> [Rows]
########################################
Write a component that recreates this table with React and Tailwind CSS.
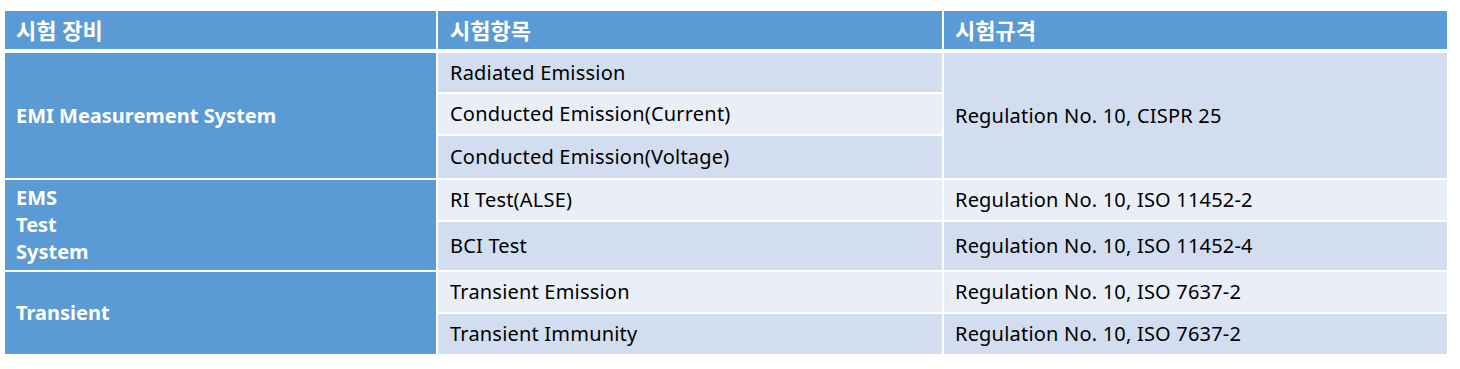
import React from "react";

const font = { fontFamily: '"Noto Sans", "Noto Sans CJK KR", sans-serif' };

function App() {
  const cell = "flex items-center text-[20px] tracking-[0.2px] text-black pl-3";
  const head = "bg-[#5b9bd5] text-white font-bold text-[20px] flex items-center";
  const title = "bg-[#5b9bd5] text-white font-bold text-[22px] flex items-center";
  const dark = "bg-[#d2deef]";
  const light = "bg-[#eaeff7]";

  return (
    <div className="w-[1460px] h-[369px] bg-white pt-[11px] pl-[5px]" style={font}>
      {/* header */}
      <div className="grid grid-cols-[431px_504px_503px] gap-x-[2px] h-[38px]">
        <div className={`${title} pl-[11px]`}>시험 장비</div>
        <div className={`${title} pl-3`}>시험항목</div>
        <div className={`${title} pl-[11px]`}>시험규격</div>
      </div>

      {/* body */}
      <div className="mt-[4px] grid grid-cols-[431px_504px_503px] grid-rows-[39px_40px_42px_40px_48px_40px_40px] gap-[2px]">
        <div className={`row-span-3 ${head} pl-[11px]`}>EMI Measurement System</div>
        <div className={`${cell} ${dark}`}>Radiated Emission</div>
        <div className={`row-span-3 ${cell} ${dark} pl-[11px]`}>Regulation No. 10, CISPR 25</div>
        <div className={`${cell} ${light}`}>Conducted Emission(Current)</div>
        <div className={`${cell} ${dark}`}>Conducted Emission(Voltage)</div>

        <div className="row-span-2 bg-[#5b9bd5] text-white font-bold text-[20px] flex flex-col justify-center pl-[11px] leading-[27px] pb-[2px]">
          <span>EMS</span>
          <span>Test</span>
          <span>System</span>
        </div>
        <div className={`${cell} ${light}`}>RI Test(ALSE)</div>
        <div className={`${cell} ${light} pl-[11px]`}>Regulation No. 10, ISO 11452-2</div>
        <div className={`${cell} ${dark}`}>BCI Test</div>
        <div className={`${cell} ${dark} pl-[11px]`}>Regulation No. 10, ISO 11452-4</div>

        <div className={`row-span-2 ${head} pl-[11px]`}>Transient</div>
        <div className={`${cell} ${light}`}>Transient Emission</div>
        <div className={`${cell} ${light} pl-[11px]`}>Regulation No. 10, ISO 7637-2</div>
        <div className={`${cell} ${dark}`}>Transient Immunity</div>
        <div className={`${cell} ${dark} pl-[11px]`}>Regulation No. 10, ISO 7637-2</div>
      </div>
    </div>
  );
}

export default App;
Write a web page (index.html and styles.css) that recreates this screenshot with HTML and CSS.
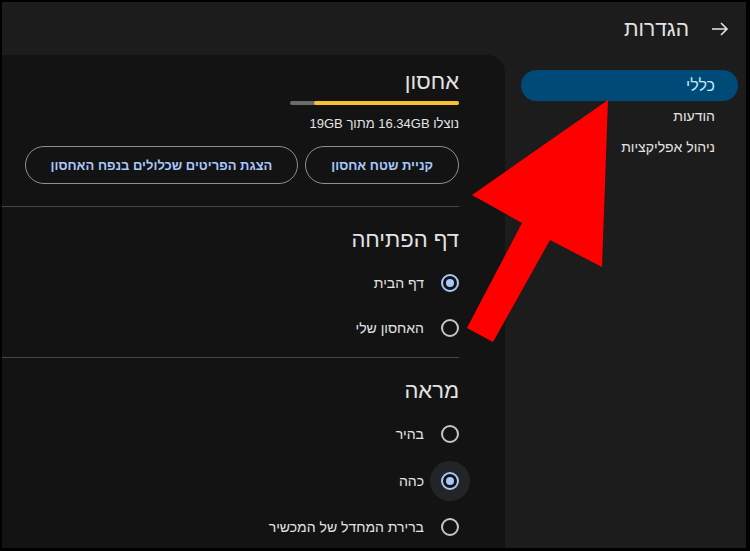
########################################
> [The task] Leave out the pictures, and give all the records again exactly.

> [Full output]
Write a component that recreates this table with React and Tailwind CSS.
import React from "react";

const font = { fontFamily: '"Noto Sans", "Noto Sans CJK KR", sans-serif' };

function App() {
  const cell = "flex items-center text-[20px] tracking-[0.2px] text-black pl-3";
  const head = "bg-[#5b9bd5] text-white font-bold text-[20px] flex items-center";
  const title = "bg-[#5b9bd5] text-white font-bold text-[22px] flex items-center";
  const dark = "bg-[#d2deef]";
  const light = "bg-[#eaeff7]";

  return (
    <div className="w-[1460px] h-[369px] bg-white pt-[11px] pl-[5px]" style={font}>
      {/* header */}
      <div className="grid grid-cols-[431px_504px_503px] gap-x-[2px] h-[38px]">
        <div className={`${title} pl-[11px]`}>시험 장비</div>
        <div className={`${title} pl-3`}>시험항목</div>
        <div className={`${title} pl-[11px]`}>시험규격</div>
      </div>

      {/* body */}
      <div className="mt-[4px] grid grid-cols-[431px_504px_503px] grid-rows-[39px_40px_42px_40px_48px_40px_40px] gap-[2px]">
        <div className={`row-span-3 ${head} pl-[11px]`}>EMI Measurement System</div>
        <div className={`${cell} ${dark}`}>Radiated Emission</div>
        <div className={`row-span-3 ${cell} ${dark} pl-[11px]`}>Regulation No. 10, CISPR 25</div>
        <div className={`${cell} ${light}`}>Conducted Emission(Current)</div>
        <div className={`${cell} ${dark}`}>Conducted Emission(Voltage)</div>

        <div className="row-span-2 bg-[#5b9bd5] text-white font-bold text-[20px] flex flex-col justify-center pl-[11px] leading-[27px] pb-[2px]">
          <span>EMS</span>
          <span>Test</span>
          <span>System</span>
        </div>
        <div className={`${cell} ${light}`}>RI Test(ALSE)</div>
        <div className={`${cell} ${light} pl-[11px]`}>Regulation No. 10, ISO 11452-2</div>
        <div className={`${cell} ${dark}`}>BCI Test</div>
        <div className={`${cell} ${dark} pl-[11px]`}>Regulation No. 10, ISO 11452-4</div>

        <div className={`row-span-2 ${head} pl-[11px]`}>Transient</div>
        <div className={`${cell} ${light}`}>Transient Emission</div>
        <div className={`${cell} ${light} pl-[11px]`}>Regulation No. 10, ISO 7637-2</div>
        <div className={`${cell} ${dark}`}>Transient Immunity</div>
        <div className={`${cell} ${dark} pl-[11px]`}>Regulation No. 10, ISO 7637-2</div>
      </div>
    </div>
  );
}

export default App;
Write a web page (index.html and styles.css) that recreates this screenshot with HTML and CSS.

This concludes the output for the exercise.